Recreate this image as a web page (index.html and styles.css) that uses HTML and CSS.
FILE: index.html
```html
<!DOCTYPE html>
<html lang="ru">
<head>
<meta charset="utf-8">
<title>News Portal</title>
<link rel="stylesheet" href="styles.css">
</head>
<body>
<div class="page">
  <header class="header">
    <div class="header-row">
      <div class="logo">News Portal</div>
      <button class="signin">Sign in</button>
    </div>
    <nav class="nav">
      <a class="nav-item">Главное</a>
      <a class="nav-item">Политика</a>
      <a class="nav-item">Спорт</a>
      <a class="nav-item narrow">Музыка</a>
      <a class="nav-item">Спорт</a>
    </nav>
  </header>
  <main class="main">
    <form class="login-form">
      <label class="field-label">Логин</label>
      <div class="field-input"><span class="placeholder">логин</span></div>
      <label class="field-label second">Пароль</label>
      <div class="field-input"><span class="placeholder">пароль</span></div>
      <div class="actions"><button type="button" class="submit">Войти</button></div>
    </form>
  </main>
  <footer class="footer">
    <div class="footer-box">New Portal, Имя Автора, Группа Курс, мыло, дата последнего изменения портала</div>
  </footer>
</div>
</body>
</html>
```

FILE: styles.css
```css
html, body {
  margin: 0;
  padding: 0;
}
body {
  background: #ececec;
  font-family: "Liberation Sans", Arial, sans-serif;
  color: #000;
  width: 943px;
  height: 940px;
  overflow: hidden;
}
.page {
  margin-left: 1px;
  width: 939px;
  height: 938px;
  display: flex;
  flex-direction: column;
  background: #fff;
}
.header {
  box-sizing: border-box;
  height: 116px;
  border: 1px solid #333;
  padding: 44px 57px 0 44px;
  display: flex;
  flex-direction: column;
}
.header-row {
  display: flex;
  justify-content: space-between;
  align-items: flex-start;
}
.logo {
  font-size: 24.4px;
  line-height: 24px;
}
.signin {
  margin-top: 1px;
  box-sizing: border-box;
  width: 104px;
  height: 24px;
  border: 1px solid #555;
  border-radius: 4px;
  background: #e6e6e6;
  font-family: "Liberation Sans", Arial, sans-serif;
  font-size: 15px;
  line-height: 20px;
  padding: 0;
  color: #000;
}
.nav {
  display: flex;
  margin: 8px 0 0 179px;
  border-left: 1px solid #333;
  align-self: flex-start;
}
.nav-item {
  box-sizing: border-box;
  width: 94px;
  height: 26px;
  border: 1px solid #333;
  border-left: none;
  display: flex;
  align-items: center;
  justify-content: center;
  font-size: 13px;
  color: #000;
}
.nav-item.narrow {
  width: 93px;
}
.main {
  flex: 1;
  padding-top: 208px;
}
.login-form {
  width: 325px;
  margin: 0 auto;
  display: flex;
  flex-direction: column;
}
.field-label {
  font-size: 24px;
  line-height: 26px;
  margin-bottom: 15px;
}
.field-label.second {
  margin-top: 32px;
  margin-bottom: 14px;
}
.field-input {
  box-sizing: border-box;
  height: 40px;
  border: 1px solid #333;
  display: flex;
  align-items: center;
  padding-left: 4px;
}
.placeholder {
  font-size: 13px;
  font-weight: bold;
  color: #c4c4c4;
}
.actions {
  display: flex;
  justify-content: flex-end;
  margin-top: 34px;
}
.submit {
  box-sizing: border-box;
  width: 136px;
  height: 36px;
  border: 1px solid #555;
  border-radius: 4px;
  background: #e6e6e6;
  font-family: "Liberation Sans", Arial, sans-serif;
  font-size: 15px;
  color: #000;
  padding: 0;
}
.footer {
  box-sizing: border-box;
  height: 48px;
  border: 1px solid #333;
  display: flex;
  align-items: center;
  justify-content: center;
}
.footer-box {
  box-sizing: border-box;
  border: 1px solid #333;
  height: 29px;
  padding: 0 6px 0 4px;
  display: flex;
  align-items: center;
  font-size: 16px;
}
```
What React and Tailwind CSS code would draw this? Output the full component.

○ ○ ○ ○ ○

Look through the entries and work out how many lines have the word "styles" in them; reply with that number only.

3